Following repairs, Amphitrite remained on duty at Rosebank, interspersing guardship duties with upkeep and repairs at the New York Navy Yard, into October 1918. Leaving New York on 24 October for Hampton Roads, Arnphitrite carried out standardization runs and target practice at Tangier Sound in late October and the first week of November; on 8 November, she left Tangier Sound, via Hampton Roads, for Rosebank. She arrived back at Staten Island on 11 November 1918, the day the war ended in Europe with the armistice. Ultimately, Amphitrite left New York for Philadelphia on 30 April 1919, arriving on 1 May.
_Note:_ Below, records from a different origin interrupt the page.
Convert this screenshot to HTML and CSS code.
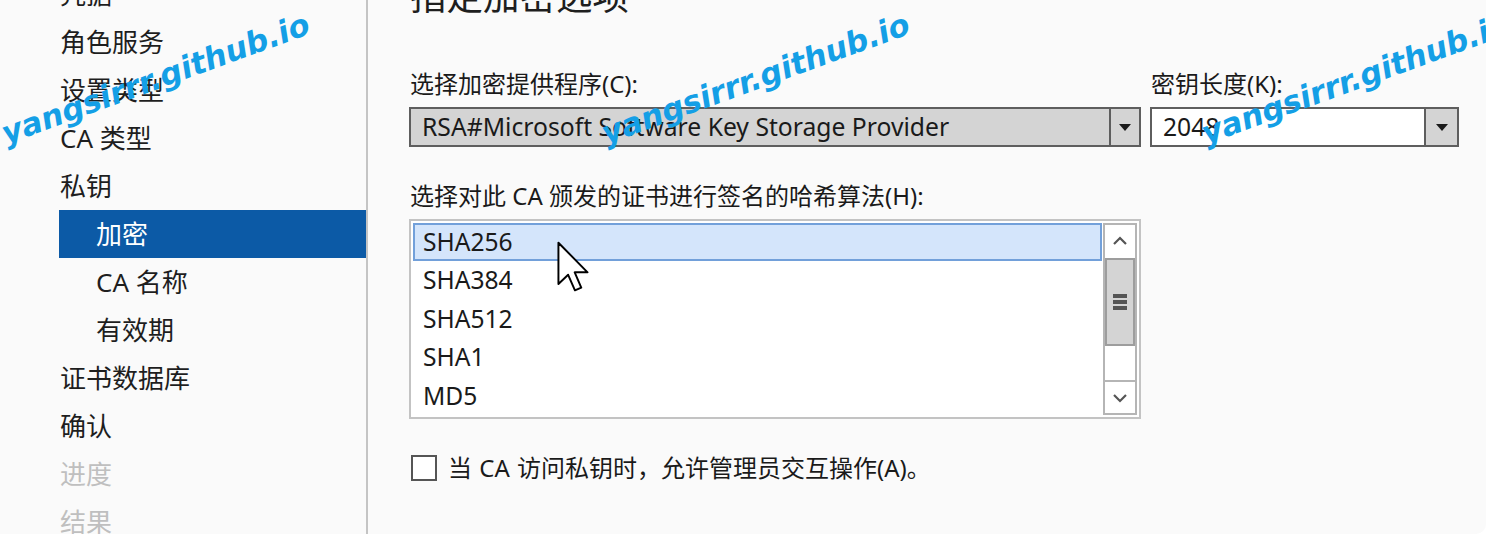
FILE: index.html
```html
<!DOCTYPE html>
<html lang="zh-CN">
<head>
<meta charset="utf-8">
<title>加密选项</title>
<link rel="stylesheet" href="styles.css">
</head>
<body>
<div class="window">
  <nav class="nav">
    <ul class="nav-list">
      <li class="nav-item">凭据</li>
      <li class="nav-item">角色服务</li>
      <li class="nav-item">设置类型</li>
      <li class="nav-item">CA 类型</li>
      <li class="nav-item">私钥</li>
      <li class="nav-item sub active">加密</li>
      <li class="nav-item sub">CA 名称</li>
      <li class="nav-item sub">有效期</li>
      <li class="nav-item">证书数据库</li>
      <li class="nav-item">确认</li>
      <li class="nav-item disabled">进度</li>
      <li class="nav-item disabled">结果</li>
    </ul>
  </nav>
  <main class="main">
    <h1 class="heading">指定加密选项</h1>
    <div class="combo-row">
      <div class="field field-provider">
        <label class="label">选择加密提供程序(C):</label>
        <div class="combo combo-readonly">
          <span class="combo-text">RSA#Microsoft Software Key Storage Provider</span>
          <span class="combo-btn"><span class="tri"></span></span>
        </div>
      </div>
      <div class="field field-length">
        <label class="label">密钥长度(K):</label>
        <div class="combo combo-edit">
          <span class="combo-text">2048</span>
          <span class="combo-btn wide"><span class="tri"></span></span>
        </div>
      </div>
    </div>
    <label class="label hash-label">选择对此 CA 颁发的证书进行签名的哈希算法(H):</label>
    <div class="listbox">
      <ul class="items">
        <li class="item selected">SHA256</li>
        <li class="item">SHA384</li>
        <li class="item">SHA512</li>
        <li class="item">SHA1</li>
        <li class="item">MD5</li>
      </ul>
      <div class="scrollbar">
        <div class="sb-btn">
          <svg width="16" height="10" viewBox="0 0 16 10"><path d="M2 8 L8 2 L14 8" fill="none" stroke="#555" stroke-width="2.2"/></svg>
        </div>
        <div class="sb-thumb"><span class="grip"></span><span class="grip"></span><span class="grip"></span></div>
        <div class="sb-track"></div>
        <div class="sb-btn sb-down">
          <svg width="16" height="10" viewBox="0 0 16 10"><path d="M2 2 L8 8 L14 2" fill="none" stroke="#555" stroke-width="2.2"/></svg>
        </div>
      </div>
    </div>
    <div class="check-row">
      <span class="checkbox"></span>
      <span class="check-text">当 CA 访问私钥时，允许管理员交互操作(A)。</span>
    </div>
  </main>

  <svg class="cursor" width="34" height="54" viewBox="-1 -1 14 22">
    <path d="M0 0 L0 17 L4 13.2 L6.8 19.6 L9.4 18.5 L6.7 12.2 L12 12.2 Z" fill="#fff" stroke="#000" stroke-width="0.8" stroke-linejoin="round"/>
  </svg>

  <span class="wm wm-1">yangsirrr.github.io</span>
  <span class="wm wm-2">yangsirrr.github.io</span>
  <span class="wm wm-3">yangsirrr.github.io</span>
</div>
</body>
</html>
```

FILE: styles.css
```css
* { box-sizing: border-box; }
html, body { margin: 0; padding: 0; }
body {
  background: #ffffff;
  font-family: "Noto Sans", "Noto Sans CJK SC", sans-serif;
  color: #1a1a1a;
}
.window {
  position: relative;
  width: 1486px;
  height: 534px;
  background: #fafafa;
  display: flex;
  overflow: hidden;
  border-bottom-right-radius: 10px;
}

/* navigation */
.nav {
  width: 368px;
  flex: none;
  border-right: 2px solid #c4c4c4;
  padding-left: 59px;
}
.nav-list {
  list-style: none;
  margin: -30px 0 0 0;
  padding: 0;
}
.nav-item {
  height: 48px;
  line-height: 48px;
  font-size: 26px;
  padding-left: 1px;
  color: #1e1e1e;
  white-space: nowrap;
}
.nav-item.sub { padding-left: 37px; }
.nav-item.active { background: #0c5aa6; color: #ffffff; }
.nav-item.disabled { color: #bfbfbf; }

/* main */
.main {
  flex: 1;
  padding-left: 41px;
}
.heading {
  margin: -26px 0 0 1px;
  font-size: 36.5px;
  font-weight: normal;
  line-height: 44px;
  color: #1e1e1e;
}
.label {
  display: block;
  font-size: 24px;
  line-height: 30px;
  color: #1a1a1a;
  padding-left: 1px;
  white-space: nowrap;
}
.combo-row {
  display: flex;
  gap: 9px;
  margin-top: 51px;
}
.field-provider { width: 732px; }
.field-length { width: 309px; }
.combo {
  margin-top: 8px;
  height: 40px;
  border: 2px solid #5e5e5e;
  display: flex;
  align-items: stretch;
}
.combo-readonly { background: #d4d4d4; }
.combo-edit { background: #ffffff; }
.combo-text {
  flex: 1;
  padding-left: 11px;
  font-size: 24.7px;
  line-height: 35px;
  color: #1a1a1a;
  white-space: nowrap;
  overflow: hidden;
}
.combo-btn {
  width: 30px;
  flex: none;
  border-left: 2px solid #5e5e5e;
  background: #d4d4d4;
  display: flex;
  align-items: center;
  justify-content: center;
}
.combo-btn.wide { width: 33px; }
.tri {
  width: 0;
  height: 0;
  border-left: 6px solid transparent;
  border-right: 6px solid transparent;
  border-top: 7px solid #1a1a1a;
}

.hash-label { margin-top: 34px; }
.listbox {
  margin-top: 8px;
  width: 732px;
  height: 200px;
  border: 2px solid #c3c3c3;
  background: #ffffff;
  padding: 2px;
  display: flex;
  gap: 1px;
}
.items {
  list-style: none;
  margin: 0;
  padding: 0;
  flex: 1;
}
.item {
  height: 38.4px;
  line-height: 33px;
  padding-left: 8px;
  font-size: 24.6px;
  color: #1a1a1a;
  border: 2px solid transparent;
}
.item.selected {
  background: #d4e5fb;
  border-color: #72a0da;
}
.scrollbar {
  width: 34px;
  flex: none;
  border: 2px solid #b5b5b5;
  display: flex;
  flex-direction: column;
  background: #ffffff;
}
.sb-btn {
  height: 31px;
  flex: none;
  display: flex;
  align-items: center;
  justify-content: center;
}
.sb-down { border-top: 2px solid #b5b5b5; height: 33px; }
.sb-thumb {
  height: 88px;
  flex: none;
  margin-top: 2px;
  background: #d4d4d4;
  border: 2px solid #9d9d9d;
  display: flex;
  flex-direction: column;
  align-items: center;
  justify-content: center;
  gap: 2px;
}
.grip {
  width: 14px;
  height: 4px;
  background: #555555;
}
.sb-track { flex: 1; }

.check-row {
  margin-top: 34px;
  display: flex;
  align-items: center;
  gap: 11px;
  padding-left: 2px;
}
.checkbox {
  width: 26px;
  height: 26px;
  border: 2px solid #555555;
  background: #ffffff;
  flex: none;
}
.check-text {
  font-size: 24px;
  line-height: 30px;
  color: #1a1a1a;
  white-space: nowrap;
  word-spacing: 1px;
}

/* overlays */
.cursor {
  position: absolute;
  left: 556px;
  top: 240px;
}
.wm {
  position: absolute;
  font-family: "DejaVu Sans", sans-serif;
  font-weight: bold;
  font-style: italic;
  font-size: 31px;
  line-height: 31px;
  color: #149fe6;
  white-space: nowrap;
  transform: rotate(-20deg);
  transform-origin: 0 100%;
}
.wm-1 { left: 8px; top: 118px; }
.wm-2 { left: 608px; top: 118px; }
.wm-3 { left: 1208px; top: 118px; }
```
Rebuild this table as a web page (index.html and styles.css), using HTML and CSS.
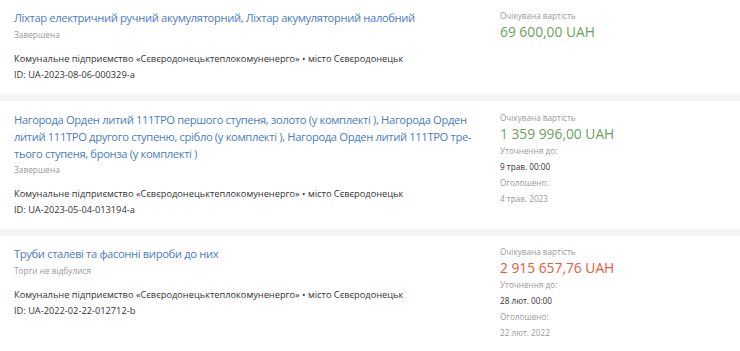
FILE: index.html
```html
<!DOCTYPE html>
<html lang="uk">
<head>
<meta charset="utf-8">
<link rel="stylesheet" href="styles.css">
</head>
<body>
<div class="list">
  <div class="card">
    <div class="main">
      <a class="title" href="#">Ліхтар електричний ручний акумуляторний, Ліхтар акумуляторний налобний</a>
      <div class="status">Завершена</div>
      <div class="org">Комунальне підприємство «Сєвєродонецьктеплокомуненерго» • місто Сєвєродонецьк</div>
      <div class="id">ID: UA-2023-08-06-000329-a</div>
    </div>
    <div class="side">
      <div class="label">Очікувана вартість</div>
      <div class="price green">69 600,00 UAH</div>
    </div>
  </div>
  <div class="card">
    <div class="main">
      <a class="title" href="#">Нагорода Орден литий 111ТРО першого ступеня, золото (у комплекті ), Нагорода Орден литий 111ТРО другого ступеню, срібло (у комплекті ), Нагорода Орден литий 111ТРО тре&shy;тього ступеня, бронза (у комплекті )</a>
      <div class="status">Завершена</div>
      <div class="org">Комунальне підприємство «Сєвєродонецьктеплокомуненерго» • місто Сєвєродонецьк</div>
      <div class="id">ID: UA-2023-05-04-013194-a</div>
    </div>
    <div class="side">
      <div class="label">Очікувана вартість</div>
      <div class="price green">1 359 996,00 UAH</div>
      <div class="label">Уточнення до:</div>
      <div class="value">9 трав. 00:00</div>
      <div class="label">Оголошено:</div>
      <div class="value muted">4 трав. 2023</div>
    </div>
  </div>
  <div class="card">
    <div class="main">
      <a class="title" href="#">Труби сталеві та фасонні вироби до них</a>
      <div class="status">Торги не відбулися</div>
      <div class="org">Комунальне підприємство «Сєвєродонецьктеплокомуненерго» • місто Сєвєродонецьк</div>
      <div class="id">ID: UA-2022-02-22-012712-b</div>
    </div>
    <div class="side">
      <div class="label">Очікувана вартість</div>
      <div class="price red">2 915 657,76 UAH</div>
      <div class="label">Уточнення до:</div>
      <div class="value">28 лют. 00:00</div>
      <div class="label">Оголошено:</div>
      <div class="value muted">22 лют. 2022</div>
    </div>
  </div>
</div>
</body>
</html>
```

FILE: styles.css
```css
html, body {
  margin: 0;
  padding: 0;
  background: #ffffff;
}
body {
  font-family: "Open Sans", "Noto Sans", sans-serif;
  color: #333333;
}
.list {
  display: flex;
  flex-direction: column;
  gap: 7px;
  background: #f4f4f4;
  margin-top: -1px;
}
.card {
  background: #ffffff;
  display: flex;
  padding: 10px 0 11px 14px;
}
.card:last-child {
  padding-top: 9px;
}
.main {
  width: 460px;
  flex: none;
}
.side {
  margin-left: 26px;
  display: flex;
  flex-direction: column;
}
.title {
  display: block;
  font-size: 11.2px;
  letter-spacing: -0.35px;
  line-height: 17px;
  color: #4a7cc6;
  text-decoration: none;
}
.status {
  font-size: 8.3px;
  line-height: 14px;
  color: #9a9a9a;
  margin-top: 1.5px;
}
.org, .id {
  font-size: 9.25px;
  line-height: 16px;
  color: #333333;
}
.org { margin-top: 9px; }
.label {
  font-size: 8.2px;
  line-height: 14px;
  color: #999999;
  margin-top: 2px;
}
.label:first-child { margin-top: 0; }
.price {
  font-size: 13.8px;
  line-height: 18px;
  margin-bottom: -1px;
}
.green { color: #6c9f5c; }
.red { color: #ea5a3c; }
.value {
  font-size: 8.2px;
  line-height: 14px;
  color: #333333;
  margin-top: 2px;
}
.value.muted { color: #999999; }
```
Amphitrite was decommissioned at the Philadelphia Navy Yard on 31 May 1919 and stricken from the Navy Register on 24 July 1919. On 3 January 1920, she was sold to A. L. D. Bucksten of Elizabeth City, N.C..
Stripped of her turrets and superstructure, the ship was towed to Beaufort, S.C., where she was used as a floating hotel. She was subsequently towed to Florida for the same purpose, and it was rumored that "a certain amount of fashionable gambling was carried out on board." Notorious gangster Al Capone was rumored to have been interested in the erstwhile warship.
Chartered by the government in 1943, the venerable craft was towed via inland waters to Elizabeth City, where she provided housing facilities for the workers building a new naval air station there. Following the war she lay alongside a wharf at Georgetown, S.C., whence she was towed to Baltimore, Md., in the spring of 1950. She was placed into a slip dredged into the bank at Sandy Point, near where the new Chesapeake Bay Bridge was to be built, but business for a floating restaurant and hotel proved slow and she was sold again in the spring of 1951, and was taken to Baltimore. Plans to refit the ship for work supporting oil exploration in the Venezuelan oil fields came to naught, and the ship was sold to the Patapsco Steel Corp., Fairfield, Md. By the spring of 1952, the scrapping had been completed.